Give the number of lines that contain the string "styles", please, and nothing else.
:: Provided data
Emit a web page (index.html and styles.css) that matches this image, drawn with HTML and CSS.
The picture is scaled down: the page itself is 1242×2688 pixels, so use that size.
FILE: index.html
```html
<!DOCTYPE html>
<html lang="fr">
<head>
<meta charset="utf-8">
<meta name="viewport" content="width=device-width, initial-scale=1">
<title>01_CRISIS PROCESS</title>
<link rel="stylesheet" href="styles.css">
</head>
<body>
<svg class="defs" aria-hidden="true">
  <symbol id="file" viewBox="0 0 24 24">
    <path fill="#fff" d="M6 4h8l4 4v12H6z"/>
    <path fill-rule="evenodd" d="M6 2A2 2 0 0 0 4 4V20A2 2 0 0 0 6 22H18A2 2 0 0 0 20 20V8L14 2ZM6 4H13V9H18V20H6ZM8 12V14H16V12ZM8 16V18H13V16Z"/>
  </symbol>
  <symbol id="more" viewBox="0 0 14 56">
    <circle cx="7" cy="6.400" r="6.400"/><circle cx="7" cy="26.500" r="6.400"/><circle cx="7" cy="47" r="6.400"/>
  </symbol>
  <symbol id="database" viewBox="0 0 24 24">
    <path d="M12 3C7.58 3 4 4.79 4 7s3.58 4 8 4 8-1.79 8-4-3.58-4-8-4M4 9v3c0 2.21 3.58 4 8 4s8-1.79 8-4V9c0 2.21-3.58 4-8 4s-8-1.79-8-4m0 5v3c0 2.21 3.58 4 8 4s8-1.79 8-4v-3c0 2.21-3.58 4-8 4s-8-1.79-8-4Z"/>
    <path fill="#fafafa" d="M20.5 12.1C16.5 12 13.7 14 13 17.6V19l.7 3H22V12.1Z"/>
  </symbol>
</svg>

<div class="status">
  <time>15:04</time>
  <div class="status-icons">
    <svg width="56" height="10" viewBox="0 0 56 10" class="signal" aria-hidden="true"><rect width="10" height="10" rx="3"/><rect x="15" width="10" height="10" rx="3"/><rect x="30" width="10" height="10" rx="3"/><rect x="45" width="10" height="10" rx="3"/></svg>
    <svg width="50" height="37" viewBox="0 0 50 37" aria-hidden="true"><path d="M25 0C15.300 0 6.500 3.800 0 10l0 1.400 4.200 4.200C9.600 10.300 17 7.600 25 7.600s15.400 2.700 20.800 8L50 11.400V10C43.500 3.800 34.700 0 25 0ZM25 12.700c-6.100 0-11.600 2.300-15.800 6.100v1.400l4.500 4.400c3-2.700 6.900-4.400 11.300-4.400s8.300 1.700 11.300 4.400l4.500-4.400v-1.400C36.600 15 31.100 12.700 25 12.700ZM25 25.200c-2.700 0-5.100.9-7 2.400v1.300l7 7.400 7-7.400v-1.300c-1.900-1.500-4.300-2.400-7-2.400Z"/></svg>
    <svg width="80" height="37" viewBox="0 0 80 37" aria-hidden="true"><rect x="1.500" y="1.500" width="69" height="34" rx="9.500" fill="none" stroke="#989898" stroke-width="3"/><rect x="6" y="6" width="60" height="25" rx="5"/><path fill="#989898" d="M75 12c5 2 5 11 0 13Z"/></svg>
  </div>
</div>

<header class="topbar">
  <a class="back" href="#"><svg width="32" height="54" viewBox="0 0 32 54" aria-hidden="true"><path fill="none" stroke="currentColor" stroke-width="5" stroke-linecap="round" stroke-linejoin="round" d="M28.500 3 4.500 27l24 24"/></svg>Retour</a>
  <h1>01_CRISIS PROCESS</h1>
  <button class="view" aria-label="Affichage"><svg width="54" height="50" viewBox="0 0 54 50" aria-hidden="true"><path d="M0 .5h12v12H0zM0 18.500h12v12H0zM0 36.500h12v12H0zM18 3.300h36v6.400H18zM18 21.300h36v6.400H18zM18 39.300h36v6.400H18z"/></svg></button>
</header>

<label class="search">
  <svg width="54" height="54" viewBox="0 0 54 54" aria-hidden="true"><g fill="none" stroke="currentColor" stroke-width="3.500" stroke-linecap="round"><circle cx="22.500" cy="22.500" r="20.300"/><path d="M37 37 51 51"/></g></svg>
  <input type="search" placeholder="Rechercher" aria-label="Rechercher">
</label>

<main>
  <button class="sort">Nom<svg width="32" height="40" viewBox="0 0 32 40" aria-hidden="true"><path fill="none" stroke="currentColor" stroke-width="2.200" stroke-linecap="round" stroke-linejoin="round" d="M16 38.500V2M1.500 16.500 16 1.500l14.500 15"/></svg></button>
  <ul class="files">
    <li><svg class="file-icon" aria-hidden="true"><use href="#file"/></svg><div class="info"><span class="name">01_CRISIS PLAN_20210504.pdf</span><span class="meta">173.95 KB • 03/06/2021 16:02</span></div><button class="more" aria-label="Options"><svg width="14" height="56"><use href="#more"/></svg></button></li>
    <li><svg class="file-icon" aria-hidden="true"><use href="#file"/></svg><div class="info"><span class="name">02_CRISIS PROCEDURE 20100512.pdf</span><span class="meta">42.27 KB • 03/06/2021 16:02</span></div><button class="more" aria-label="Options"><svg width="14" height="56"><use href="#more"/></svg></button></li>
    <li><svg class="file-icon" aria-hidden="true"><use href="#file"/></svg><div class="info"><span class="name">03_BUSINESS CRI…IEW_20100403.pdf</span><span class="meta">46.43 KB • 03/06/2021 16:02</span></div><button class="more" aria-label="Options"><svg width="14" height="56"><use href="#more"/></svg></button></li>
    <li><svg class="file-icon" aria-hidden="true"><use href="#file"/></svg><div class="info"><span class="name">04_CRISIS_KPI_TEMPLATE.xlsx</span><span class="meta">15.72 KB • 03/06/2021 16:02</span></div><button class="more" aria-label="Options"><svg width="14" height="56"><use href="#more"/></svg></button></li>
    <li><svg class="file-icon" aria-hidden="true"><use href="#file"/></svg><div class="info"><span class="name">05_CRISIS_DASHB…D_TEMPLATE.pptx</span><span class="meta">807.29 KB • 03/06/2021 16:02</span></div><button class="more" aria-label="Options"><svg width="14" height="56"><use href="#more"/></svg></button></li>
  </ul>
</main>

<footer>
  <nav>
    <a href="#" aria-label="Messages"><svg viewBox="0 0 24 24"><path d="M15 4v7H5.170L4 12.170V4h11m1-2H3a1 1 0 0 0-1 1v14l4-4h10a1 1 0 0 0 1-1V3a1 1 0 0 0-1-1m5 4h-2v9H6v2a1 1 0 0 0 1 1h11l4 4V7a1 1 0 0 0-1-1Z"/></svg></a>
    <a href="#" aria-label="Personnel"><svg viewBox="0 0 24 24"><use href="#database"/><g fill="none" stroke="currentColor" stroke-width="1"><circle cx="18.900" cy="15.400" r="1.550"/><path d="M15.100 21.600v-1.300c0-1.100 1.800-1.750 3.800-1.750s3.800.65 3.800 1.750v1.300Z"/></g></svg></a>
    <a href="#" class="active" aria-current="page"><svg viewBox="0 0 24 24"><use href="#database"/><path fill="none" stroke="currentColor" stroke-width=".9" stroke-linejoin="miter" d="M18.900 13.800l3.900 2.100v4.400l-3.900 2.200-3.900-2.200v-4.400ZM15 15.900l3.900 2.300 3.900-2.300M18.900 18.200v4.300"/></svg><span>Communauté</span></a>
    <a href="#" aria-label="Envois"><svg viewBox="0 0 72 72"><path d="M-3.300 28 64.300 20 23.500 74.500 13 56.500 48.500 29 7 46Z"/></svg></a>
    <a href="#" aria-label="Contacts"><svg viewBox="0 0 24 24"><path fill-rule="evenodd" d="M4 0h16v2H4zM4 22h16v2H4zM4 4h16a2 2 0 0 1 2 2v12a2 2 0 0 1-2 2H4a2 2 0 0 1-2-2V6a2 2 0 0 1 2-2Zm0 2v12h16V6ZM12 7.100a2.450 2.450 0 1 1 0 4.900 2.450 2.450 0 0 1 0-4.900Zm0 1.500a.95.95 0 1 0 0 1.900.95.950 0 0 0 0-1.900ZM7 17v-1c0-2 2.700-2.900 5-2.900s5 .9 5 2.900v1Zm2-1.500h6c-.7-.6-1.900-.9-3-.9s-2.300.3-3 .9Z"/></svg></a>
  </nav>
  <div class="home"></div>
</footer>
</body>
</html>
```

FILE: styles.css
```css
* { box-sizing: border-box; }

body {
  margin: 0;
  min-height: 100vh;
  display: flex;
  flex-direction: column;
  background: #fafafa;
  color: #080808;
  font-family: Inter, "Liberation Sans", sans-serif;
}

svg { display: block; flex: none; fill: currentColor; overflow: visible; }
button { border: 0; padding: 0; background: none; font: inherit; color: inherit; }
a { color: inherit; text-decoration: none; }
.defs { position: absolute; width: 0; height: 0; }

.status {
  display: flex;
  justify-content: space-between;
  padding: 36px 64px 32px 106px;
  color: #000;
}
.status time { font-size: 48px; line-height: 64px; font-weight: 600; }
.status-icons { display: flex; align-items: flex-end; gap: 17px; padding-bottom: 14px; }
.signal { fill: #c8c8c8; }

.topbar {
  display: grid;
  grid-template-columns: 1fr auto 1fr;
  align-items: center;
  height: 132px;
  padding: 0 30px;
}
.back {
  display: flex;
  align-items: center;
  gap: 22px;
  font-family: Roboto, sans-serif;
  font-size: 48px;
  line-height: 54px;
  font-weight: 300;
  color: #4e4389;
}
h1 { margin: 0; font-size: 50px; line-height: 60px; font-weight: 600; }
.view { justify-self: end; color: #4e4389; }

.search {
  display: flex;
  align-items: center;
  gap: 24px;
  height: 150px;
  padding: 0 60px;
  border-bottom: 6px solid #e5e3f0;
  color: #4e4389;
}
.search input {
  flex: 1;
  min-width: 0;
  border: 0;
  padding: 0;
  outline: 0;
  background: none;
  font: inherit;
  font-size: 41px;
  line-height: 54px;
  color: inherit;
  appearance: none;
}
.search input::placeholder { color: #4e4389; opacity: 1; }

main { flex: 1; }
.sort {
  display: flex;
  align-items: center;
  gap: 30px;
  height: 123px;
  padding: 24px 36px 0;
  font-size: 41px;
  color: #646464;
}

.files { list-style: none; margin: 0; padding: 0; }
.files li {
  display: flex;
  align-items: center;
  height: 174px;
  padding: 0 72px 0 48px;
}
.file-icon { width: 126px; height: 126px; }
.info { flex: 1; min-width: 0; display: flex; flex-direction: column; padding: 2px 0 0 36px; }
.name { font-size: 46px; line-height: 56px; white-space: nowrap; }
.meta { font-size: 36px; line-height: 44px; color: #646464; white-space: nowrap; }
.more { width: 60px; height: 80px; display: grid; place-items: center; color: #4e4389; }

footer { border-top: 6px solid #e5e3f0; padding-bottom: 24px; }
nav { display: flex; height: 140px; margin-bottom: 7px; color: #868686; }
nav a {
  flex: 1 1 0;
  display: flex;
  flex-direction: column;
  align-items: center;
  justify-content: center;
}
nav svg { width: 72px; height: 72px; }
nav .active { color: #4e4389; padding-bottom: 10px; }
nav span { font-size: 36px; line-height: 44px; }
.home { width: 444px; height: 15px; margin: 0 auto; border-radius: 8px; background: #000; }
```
::::
Expected answer:
3